_Task directions_. Please write the listing below out again exactly, leaving every picture behind.

_Recorded information_.
* start *
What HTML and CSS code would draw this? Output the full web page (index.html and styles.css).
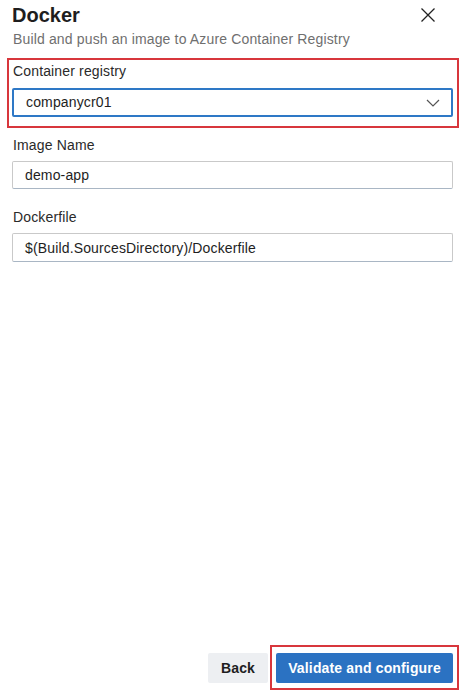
FILE: index.html
```html
<!DOCTYPE html>
<html lang="en">
<head>
<meta charset="utf-8">
<title>Docker</title>
<link rel="stylesheet" href="styles.css">
</head>
<body>
<div class="panel">
  <header class="header">
    <div class="header-text">
      <h1 class="title">Docker</h1>
      <p class="subtitle">Build and push an image to Azure Container Registry</p>
    </div>
    <button class="close" aria-label="Close">
      <svg width="16" height="16" viewBox="0 0 16 16"><path d="M1.5 1.5 L14.5 14.5 M14.5 1.5 L1.5 14.5" stroke="#222" stroke-width="1.3" fill="none"/></svg>
    </button>
  </header>

  <div class="highlight field-first">
    <label class="label">Container registry</label>
    <div class="select">
      <span class="select-value">companycr01</span>
      <svg class="chevron" width="14" height="8" viewBox="0 0 14 8"><path d="M1 1 L7 7 L13 1" stroke="#555" stroke-width="1.2" fill="none"/></svg>
    </div>
  </div>

  <div class="field field-image">
    <label class="label">Image Name</label>
    <div class="input">demo-app</div>
  </div>

  <div class="field field-docker">
    <label class="label">Dockerfile</label>
    <div class="input input-tall">$(Build.SourcesDirectory)/Dockerfile</div>
  </div>

  <footer class="footer">
    <button class="btn btn-secondary">Back</button>
    <div class="highlight-btn">
      <button class="btn btn-primary">Validate and configure</button>
    </div>
  </footer>
</div>
</body>
</html>
```

FILE: styles.css
```css
* { box-sizing: border-box; }
html, body { margin: 0; padding: 0; background: #fff; }
body {
  font-family: "Liberation Sans", Arial, sans-serif;
  color: #222;
  font-size: 14px;
  letter-spacing: 0.15px;
}
.panel {
  height: 695px;
  display: flex;
  flex-direction: column;
  padding: 3px 14px 0 12px;
}
.header {
  display: flex;
  justify-content: space-between;
  align-items: flex-start;
}
.title {
  margin: 0;
  font-size: 20px;
  line-height: 24px;
  font-weight: 700;
  color: #1e1e1e;
  letter-spacing: 0;
}
.subtitle {
  margin: 3px 0 0 1px;
  font-size: 14px;
  line-height: 18px;
  color: #6f6f6f;
}
.close {
  border: 0;
  background: none;
  padding: 0;
  margin: 4px 17px 0 0;
  width: 16px;
  height: 16px;
  display: flex;
}
.highlight {
  border: 2px solid #d8363c;
  margin: 10px -6px 0 -5px;
  padding: 1px 4px 9px 3px;
}
.label {
  display: block;
  font-size: 14px;
  line-height: 18px;
  color: #2a2a2a;
  margin-left: 1px;
}
.highlight .label { margin-top: 1px; }
.select {
  margin-top: 8px;
  height: 29px;
  border: 2px solid #2e78c6;
  border-radius: 2px;
  display: flex;
  align-items: center;
  justify-content: space-between;
  padding: 0 11px 2px 12px;
  color: #1e1e1e;
}
.select-value { font-size: 14px; }
.chevron { margin-top: 2px; }
.field-image { margin-top: 8px; }
.field-docker { margin-top: 19px; }
.input {
  margin-top: 7px;
  height: 28px;
  border: 1px solid #c9c9c9;
  border-bottom-color: #a9b6c4;
  border-radius: 2px;
  display: flex;
  align-items: center;
  padding: 0 12px;
  color: #1e1e1e;
  font-size: 14px;
}
.input-tall { height: 29px; }
.footer {
  margin-top: auto;
  margin-right: -6px;
  margin-bottom: 5px;
  display: flex;
  justify-content: flex-end;
  align-items: center;
  gap: 2px;
}
.btn {
  height: 30px;
  border: 0;
  border-radius: 2px;
  font-family: "Liberation Sans", Arial, sans-serif;
  font-size: 14px;
  font-weight: 700;
  padding: 0;
  cursor: pointer;
  letter-spacing: 0.15px;
}
.btn-secondary {
  width: 60px;
  background: #edeff2;
  color: #1e1e1e;
}
.highlight-btn {
  border: 2px solid #d8363c;
  padding: 6px 4px 5px 4px;
}
.btn-primary {
  width: 177px;
  background: #2b72c2;
  color: #fff;
  display: block;
}
```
* end *
_Correct result_.
What HTML and CSS code would draw this? Output the full web page (index.html and styles.css).
FILE: index.html
```html
<!DOCTYPE html>
<html lang="en">
<head>
<meta charset="utf-8">
<title>Docker</title>
<link rel="stylesheet" href="styles.css">
</head>
<body>
<div class="panel">
  <header class="header">
    <div class="header-text">
      <h1 class="title">Docker</h1>
      <p class="subtitle">Build and push an image to Azure Container Registry</p>
    </div>
    <button class="close" aria-label="Close">
      <svg width="16" height="16" viewBox="0 0 16 16"><path d="M1.5 1.5 L14.5 14.5 M14.5 1.5 L1.5 14.5" stroke="#222" stroke-width="1.3" fill="none"/></svg>
    </button>
  </header>

  <div class="highlight field-first">
    <label class="label">Container registry</label>
    <div class="select">
      <span class="select-value">companycr01</span>
      <svg class="chevron" width="14" height="8" viewBox="0 0 14 8"><path d="M1 1 L7 7 L13 1" stroke="#555" stroke-width="1.2" fill="none"/></svg>
    </div>
  </div>

  <div class="field field-image">
    <label class="label">Image Name</label>
    <div class="input">demo-app</div>
  </div>

  <div class="field field-docker">
    <label class="label">Dockerfile</label>
    <div class="input input-tall">$(Build.SourcesDirectory)/Dockerfile</div>
  </div>

  <footer class="footer">
    <button class="btn btn-secondary">Back</button>
    <div class="highlight-btn">
      <button class="btn btn-primary">Validate and configure</button>
    </div>
  </footer>
</div>
</body>
</html>
```

FILE: styles.css
```css
* { box-sizing: border-box; }
html, body { margin: 0; padding: 0; background: #fff; }
body {
  font-family: "Liberation Sans", Arial, sans-serif;
  color: #222;
  font-size: 14px;
  letter-spacing: 0.15px;
}
.panel {
  height: 695px;
  display: flex;
  flex-direction: column;
  padding: 3px 14px 0 12px;
}
.header {
  display: flex;
  justify-content: space-between;
  align-items: flex-start;
}
.title {
  margin: 0;
  font-size: 20px;
  line-height: 24px;
  font-weight: 700;
  color: #1e1e1e;
  letter-spacing: 0;
}
.subtitle {
  margin: 3px 0 0 1px;
  font-size: 14px;
  line-height: 18px;
  color: #6f6f6f;
}
.close {
  border: 0;
  background: none;
  padding: 0;
  margin: 4px 17px 0 0;
  width: 16px;
  height: 16px;
  display: flex;
}
.highlight {
  border: 2px solid #d8363c;
  margin: 10px -6px 0 -5px;
  padding: 1px 4px 9px 3px;
}
.label {
  display: block;
  font-size: 14px;
  line-height: 18px;
  color: #2a2a2a;
  margin-left: 1px;
}
.highlight .label { margin-top: 1px; }
.select {
  margin-top: 8px;
  height: 29px;
  border: 2px solid #2e78c6;
  border-radius: 2px;
  display: flex;
  align-items: center;
  justify-content: space-between;
  padding: 0 11px 2px 12px;
  color: #1e1e1e;
}
.select-value { font-size: 14px; }
.chevron { margin-top: 2px; }
.field-image { margin-top: 8px; }
.field-docker { margin-top: 19px; }
.input {
  margin-top: 7px;
  height: 28px;
  border: 1px solid #c9c9c9;
  border-bottom-color: #a9b6c4;
  border-radius: 2px;
  display: flex;
  align-items: center;
  padding: 0 12px;
  color: #1e1e1e;
  font-size: 14px;
}
.input-tall { height: 29px; }
.footer {
  margin-top: auto;
  margin-right: -6px;
  margin-bottom: 5px;
  display: flex;
  justify-content: flex-end;
  align-items: center;
  gap: 2px;
}
.btn {
  height: 30px;
  border: 0;
  border-radius: 2px;
  font-family: "Liberation Sans", Arial, sans-serif;
  font-size: 14px;
  font-weight: 700;
  padding: 0;
  cursor: pointer;
  letter-spacing: 0.15px;
}
.btn-secondary {
  width: 60px;
  background: #edeff2;
  color: #1e1e1e;
}
.highlight-btn {
  border: 2px solid #d8363c;
  padding: 6px 4px 5px 4px;
}
.btn-primary {
  width: 177px;
  background: #2b72c2;
  color: #fff;
  display: block;
}
```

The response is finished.